» **Exercise task**: Repeat only what lies from the line with "Emit a component" to the line with "const [tags, setTags] = useState(false);", those two lines included, exactly as it stands; omit any images.
───── Provided data
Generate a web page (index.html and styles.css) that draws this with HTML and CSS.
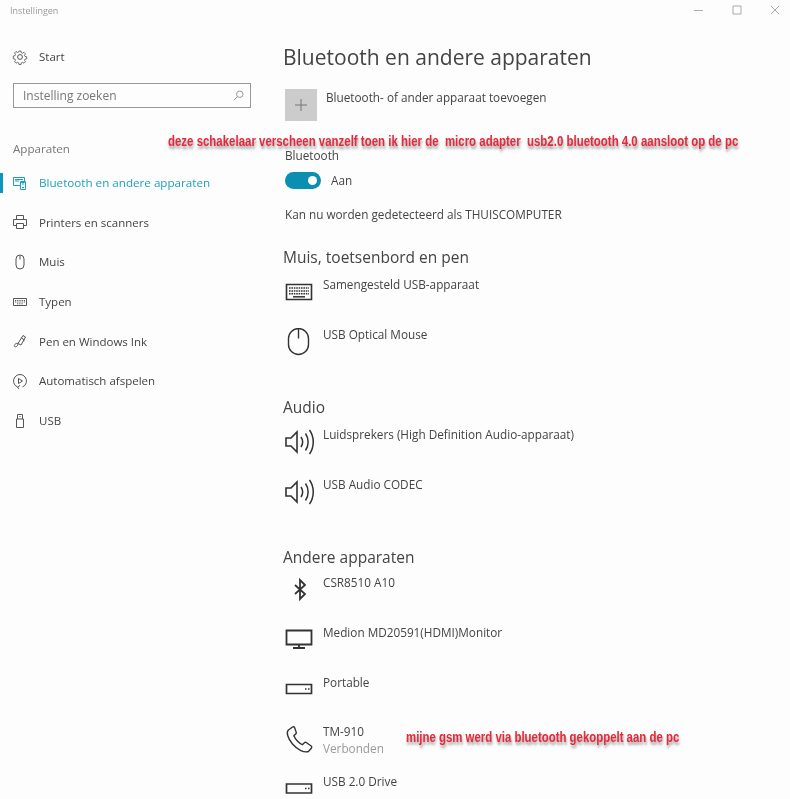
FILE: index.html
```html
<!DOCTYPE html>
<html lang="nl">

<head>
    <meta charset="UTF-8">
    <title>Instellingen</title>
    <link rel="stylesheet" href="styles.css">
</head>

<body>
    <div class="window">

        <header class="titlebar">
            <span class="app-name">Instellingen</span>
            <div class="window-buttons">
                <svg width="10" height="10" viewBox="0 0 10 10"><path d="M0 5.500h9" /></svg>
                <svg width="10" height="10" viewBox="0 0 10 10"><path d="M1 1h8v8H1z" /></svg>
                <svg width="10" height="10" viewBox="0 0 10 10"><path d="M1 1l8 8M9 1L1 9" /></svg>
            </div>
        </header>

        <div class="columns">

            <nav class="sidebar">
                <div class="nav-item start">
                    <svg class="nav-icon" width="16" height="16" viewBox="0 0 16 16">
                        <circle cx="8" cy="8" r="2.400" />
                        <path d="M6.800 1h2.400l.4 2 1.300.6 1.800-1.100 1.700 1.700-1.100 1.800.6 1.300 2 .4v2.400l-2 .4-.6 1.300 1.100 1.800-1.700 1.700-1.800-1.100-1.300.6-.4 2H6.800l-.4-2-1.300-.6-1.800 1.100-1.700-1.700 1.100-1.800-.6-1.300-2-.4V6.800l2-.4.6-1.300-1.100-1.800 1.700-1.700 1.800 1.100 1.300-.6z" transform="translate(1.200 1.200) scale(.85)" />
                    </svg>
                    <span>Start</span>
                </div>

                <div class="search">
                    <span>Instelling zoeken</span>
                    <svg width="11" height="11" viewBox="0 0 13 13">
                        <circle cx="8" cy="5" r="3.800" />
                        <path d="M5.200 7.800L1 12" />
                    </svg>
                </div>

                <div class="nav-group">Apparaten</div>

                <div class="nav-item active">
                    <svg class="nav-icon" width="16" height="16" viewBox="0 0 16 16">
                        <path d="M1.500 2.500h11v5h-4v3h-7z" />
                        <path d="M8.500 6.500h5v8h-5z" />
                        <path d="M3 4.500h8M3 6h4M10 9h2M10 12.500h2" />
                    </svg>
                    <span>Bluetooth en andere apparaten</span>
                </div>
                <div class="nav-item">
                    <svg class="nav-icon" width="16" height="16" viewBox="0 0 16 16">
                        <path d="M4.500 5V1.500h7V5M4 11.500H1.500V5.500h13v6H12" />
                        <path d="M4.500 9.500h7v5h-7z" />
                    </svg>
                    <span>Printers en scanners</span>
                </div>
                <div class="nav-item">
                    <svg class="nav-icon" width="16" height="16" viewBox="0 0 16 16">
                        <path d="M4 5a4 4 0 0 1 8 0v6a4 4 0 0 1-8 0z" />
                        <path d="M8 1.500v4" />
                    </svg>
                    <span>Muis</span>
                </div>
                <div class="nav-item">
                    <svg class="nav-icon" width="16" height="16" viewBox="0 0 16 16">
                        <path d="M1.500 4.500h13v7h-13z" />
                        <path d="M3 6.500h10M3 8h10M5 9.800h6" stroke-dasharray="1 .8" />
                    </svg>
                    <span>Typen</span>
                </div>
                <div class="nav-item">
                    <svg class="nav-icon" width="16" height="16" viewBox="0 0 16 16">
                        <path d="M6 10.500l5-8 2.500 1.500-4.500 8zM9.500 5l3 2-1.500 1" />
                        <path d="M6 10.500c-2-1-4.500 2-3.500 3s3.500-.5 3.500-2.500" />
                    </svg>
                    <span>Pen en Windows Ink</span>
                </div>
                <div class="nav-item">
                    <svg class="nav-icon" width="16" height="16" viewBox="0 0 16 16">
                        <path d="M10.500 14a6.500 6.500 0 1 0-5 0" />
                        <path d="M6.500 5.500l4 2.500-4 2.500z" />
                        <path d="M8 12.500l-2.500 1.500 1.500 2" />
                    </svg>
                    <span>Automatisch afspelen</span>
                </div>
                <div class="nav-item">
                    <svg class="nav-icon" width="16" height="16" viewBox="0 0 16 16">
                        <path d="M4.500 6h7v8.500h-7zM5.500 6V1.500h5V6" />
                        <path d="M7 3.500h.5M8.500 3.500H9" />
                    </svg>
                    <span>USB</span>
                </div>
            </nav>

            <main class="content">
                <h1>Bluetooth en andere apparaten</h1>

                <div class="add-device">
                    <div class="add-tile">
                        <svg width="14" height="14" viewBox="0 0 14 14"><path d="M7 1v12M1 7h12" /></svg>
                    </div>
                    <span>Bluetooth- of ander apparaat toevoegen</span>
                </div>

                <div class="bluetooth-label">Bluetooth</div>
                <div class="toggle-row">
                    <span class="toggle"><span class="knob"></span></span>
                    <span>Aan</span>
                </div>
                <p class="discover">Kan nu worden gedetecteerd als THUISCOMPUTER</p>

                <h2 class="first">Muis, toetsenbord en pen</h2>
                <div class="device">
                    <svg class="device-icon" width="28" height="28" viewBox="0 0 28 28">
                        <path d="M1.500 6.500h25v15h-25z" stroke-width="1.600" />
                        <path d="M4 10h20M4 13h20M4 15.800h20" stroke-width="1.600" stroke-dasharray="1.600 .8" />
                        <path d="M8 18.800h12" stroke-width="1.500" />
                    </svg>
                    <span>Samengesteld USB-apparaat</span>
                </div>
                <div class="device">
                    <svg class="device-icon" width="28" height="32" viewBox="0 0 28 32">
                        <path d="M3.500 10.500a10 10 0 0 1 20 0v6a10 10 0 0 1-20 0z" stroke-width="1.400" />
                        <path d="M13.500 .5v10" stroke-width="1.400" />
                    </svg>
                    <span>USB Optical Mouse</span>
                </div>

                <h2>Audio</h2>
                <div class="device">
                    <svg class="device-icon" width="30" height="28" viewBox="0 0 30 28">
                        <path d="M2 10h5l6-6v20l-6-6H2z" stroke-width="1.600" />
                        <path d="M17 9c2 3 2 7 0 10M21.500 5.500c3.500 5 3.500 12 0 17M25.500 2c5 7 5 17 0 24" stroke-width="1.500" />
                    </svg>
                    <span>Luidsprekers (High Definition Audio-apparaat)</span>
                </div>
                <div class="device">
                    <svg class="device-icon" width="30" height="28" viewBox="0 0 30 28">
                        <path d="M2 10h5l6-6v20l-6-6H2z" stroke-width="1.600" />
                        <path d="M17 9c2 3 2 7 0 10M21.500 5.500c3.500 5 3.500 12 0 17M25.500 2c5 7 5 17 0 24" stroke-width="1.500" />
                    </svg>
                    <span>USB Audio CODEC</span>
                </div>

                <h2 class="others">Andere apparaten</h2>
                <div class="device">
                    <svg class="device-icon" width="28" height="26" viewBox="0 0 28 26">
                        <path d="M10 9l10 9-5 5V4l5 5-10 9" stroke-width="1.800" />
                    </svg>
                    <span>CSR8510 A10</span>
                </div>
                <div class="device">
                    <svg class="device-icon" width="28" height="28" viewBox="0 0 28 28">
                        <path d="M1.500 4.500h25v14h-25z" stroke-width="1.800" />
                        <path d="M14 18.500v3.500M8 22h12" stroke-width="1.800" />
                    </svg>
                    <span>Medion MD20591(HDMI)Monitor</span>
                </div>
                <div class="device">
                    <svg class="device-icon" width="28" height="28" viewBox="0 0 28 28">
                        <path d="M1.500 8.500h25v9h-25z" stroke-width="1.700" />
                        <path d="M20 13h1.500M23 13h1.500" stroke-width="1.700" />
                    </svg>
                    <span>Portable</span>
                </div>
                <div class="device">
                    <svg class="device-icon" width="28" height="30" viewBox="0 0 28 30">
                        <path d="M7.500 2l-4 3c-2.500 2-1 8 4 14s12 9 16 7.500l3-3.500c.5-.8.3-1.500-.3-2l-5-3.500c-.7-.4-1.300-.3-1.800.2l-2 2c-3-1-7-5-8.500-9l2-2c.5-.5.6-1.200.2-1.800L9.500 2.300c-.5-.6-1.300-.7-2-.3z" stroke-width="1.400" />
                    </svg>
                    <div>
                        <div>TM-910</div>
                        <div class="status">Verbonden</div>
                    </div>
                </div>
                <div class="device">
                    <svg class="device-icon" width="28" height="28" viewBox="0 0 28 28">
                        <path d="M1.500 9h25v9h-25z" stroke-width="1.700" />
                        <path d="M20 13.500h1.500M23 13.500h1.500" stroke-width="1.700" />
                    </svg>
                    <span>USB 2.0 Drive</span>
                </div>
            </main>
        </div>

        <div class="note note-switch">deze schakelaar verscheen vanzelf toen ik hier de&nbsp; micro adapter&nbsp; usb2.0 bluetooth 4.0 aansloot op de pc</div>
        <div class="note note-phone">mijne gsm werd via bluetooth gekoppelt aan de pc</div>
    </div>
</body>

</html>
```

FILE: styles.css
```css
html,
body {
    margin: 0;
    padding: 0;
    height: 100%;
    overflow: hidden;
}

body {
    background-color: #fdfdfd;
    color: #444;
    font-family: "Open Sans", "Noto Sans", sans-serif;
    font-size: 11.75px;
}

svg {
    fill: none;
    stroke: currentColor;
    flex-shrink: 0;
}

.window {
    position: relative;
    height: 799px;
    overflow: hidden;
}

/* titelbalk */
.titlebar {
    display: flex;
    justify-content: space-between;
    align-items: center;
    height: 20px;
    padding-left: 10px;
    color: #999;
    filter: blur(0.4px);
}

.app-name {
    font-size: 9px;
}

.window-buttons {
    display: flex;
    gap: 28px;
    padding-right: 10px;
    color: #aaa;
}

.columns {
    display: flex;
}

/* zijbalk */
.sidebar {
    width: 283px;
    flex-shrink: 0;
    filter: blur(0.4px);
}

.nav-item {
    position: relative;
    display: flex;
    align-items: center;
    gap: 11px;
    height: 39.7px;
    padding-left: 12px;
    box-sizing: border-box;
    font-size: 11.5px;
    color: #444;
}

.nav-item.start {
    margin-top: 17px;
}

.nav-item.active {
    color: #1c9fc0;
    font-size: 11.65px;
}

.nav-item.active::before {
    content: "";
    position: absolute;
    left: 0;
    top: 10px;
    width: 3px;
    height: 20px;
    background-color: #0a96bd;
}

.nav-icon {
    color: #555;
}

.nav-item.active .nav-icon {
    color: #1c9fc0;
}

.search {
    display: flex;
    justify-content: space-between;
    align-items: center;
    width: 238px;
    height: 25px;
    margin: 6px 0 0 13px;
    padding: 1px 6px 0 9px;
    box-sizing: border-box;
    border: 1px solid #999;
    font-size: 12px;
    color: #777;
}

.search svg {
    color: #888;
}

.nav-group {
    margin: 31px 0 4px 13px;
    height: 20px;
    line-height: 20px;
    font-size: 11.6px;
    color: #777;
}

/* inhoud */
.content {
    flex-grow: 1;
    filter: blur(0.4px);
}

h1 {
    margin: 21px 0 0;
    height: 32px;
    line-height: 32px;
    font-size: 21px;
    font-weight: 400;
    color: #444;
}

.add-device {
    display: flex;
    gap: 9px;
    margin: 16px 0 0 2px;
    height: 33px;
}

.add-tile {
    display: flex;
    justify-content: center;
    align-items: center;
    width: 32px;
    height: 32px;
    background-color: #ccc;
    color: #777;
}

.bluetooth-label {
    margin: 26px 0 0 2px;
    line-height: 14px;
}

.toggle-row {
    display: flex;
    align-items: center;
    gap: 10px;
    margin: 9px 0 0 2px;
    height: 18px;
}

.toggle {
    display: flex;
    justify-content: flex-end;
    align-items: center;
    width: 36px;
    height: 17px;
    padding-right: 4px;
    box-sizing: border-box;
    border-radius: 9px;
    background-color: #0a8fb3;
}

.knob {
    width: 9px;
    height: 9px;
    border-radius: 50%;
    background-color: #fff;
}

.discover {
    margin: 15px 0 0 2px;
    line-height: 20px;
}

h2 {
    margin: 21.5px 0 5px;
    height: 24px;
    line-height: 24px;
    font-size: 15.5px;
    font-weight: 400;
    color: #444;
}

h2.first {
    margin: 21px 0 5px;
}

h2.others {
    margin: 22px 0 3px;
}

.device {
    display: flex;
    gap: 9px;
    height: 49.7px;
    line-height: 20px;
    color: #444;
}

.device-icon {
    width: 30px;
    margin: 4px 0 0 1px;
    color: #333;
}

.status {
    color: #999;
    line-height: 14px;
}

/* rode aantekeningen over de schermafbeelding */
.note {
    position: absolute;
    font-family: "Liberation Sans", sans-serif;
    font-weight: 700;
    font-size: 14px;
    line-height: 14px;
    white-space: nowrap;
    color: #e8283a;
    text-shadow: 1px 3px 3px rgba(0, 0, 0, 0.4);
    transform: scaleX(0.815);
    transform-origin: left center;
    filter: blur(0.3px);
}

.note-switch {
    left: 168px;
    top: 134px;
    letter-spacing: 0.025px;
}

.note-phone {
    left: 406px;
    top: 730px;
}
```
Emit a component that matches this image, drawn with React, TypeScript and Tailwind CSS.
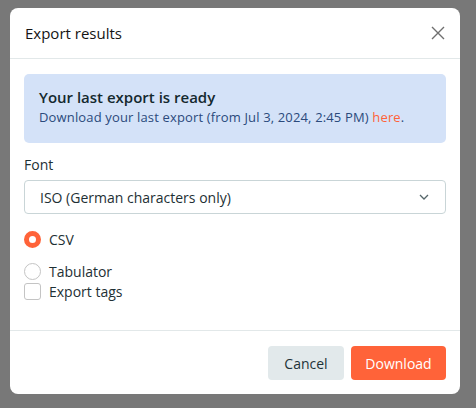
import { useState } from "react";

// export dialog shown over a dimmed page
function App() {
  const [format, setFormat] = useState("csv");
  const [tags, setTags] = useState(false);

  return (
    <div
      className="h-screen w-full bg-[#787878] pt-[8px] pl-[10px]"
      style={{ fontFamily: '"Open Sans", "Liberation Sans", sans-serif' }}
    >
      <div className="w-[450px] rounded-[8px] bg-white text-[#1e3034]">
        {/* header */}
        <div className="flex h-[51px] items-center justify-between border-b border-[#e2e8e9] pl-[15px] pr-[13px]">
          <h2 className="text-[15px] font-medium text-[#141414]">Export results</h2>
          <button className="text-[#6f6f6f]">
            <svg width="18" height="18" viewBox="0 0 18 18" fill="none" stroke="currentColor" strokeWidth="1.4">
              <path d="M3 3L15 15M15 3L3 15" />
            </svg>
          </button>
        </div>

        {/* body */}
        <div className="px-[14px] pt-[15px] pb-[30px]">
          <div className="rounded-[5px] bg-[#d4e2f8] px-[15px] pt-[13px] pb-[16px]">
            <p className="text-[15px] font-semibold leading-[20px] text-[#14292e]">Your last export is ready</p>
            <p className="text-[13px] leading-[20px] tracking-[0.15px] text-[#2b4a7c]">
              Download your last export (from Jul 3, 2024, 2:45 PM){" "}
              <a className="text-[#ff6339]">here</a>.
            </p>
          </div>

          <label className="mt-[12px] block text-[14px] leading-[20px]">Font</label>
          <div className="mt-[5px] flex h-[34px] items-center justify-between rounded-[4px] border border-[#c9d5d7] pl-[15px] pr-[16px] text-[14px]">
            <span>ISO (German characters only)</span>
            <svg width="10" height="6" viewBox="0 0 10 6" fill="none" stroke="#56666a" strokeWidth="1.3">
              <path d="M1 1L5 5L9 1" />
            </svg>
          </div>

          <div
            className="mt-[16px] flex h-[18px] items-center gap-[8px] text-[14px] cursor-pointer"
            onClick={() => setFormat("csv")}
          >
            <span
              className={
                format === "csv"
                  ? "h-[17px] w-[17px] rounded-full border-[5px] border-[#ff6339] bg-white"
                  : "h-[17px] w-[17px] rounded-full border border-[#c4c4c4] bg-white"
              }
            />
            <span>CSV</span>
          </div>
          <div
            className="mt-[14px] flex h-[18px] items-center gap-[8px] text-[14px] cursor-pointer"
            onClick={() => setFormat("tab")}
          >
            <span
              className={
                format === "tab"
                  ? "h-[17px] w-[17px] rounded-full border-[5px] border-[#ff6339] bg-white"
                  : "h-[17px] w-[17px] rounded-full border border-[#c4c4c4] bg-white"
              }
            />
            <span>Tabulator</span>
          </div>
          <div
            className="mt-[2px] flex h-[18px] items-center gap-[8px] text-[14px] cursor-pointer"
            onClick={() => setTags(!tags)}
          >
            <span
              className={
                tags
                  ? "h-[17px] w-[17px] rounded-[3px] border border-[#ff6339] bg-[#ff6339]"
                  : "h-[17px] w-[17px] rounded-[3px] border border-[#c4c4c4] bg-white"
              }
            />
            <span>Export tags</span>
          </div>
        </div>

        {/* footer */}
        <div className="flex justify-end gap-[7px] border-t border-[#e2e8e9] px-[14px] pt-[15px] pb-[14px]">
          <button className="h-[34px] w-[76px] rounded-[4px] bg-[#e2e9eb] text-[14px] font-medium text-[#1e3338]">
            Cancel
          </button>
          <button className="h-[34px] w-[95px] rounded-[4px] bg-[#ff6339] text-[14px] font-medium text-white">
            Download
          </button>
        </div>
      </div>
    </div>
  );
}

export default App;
──────────
» **Correct output**:
Emit a component that matches this image, drawn with React, TypeScript and Tailwind CSS.
import { useState } from "react";

// export dialog shown over a dimmed page
function App() {
  const [format, setFormat] = useState("csv");
  const [tags, setTags] = useState(false);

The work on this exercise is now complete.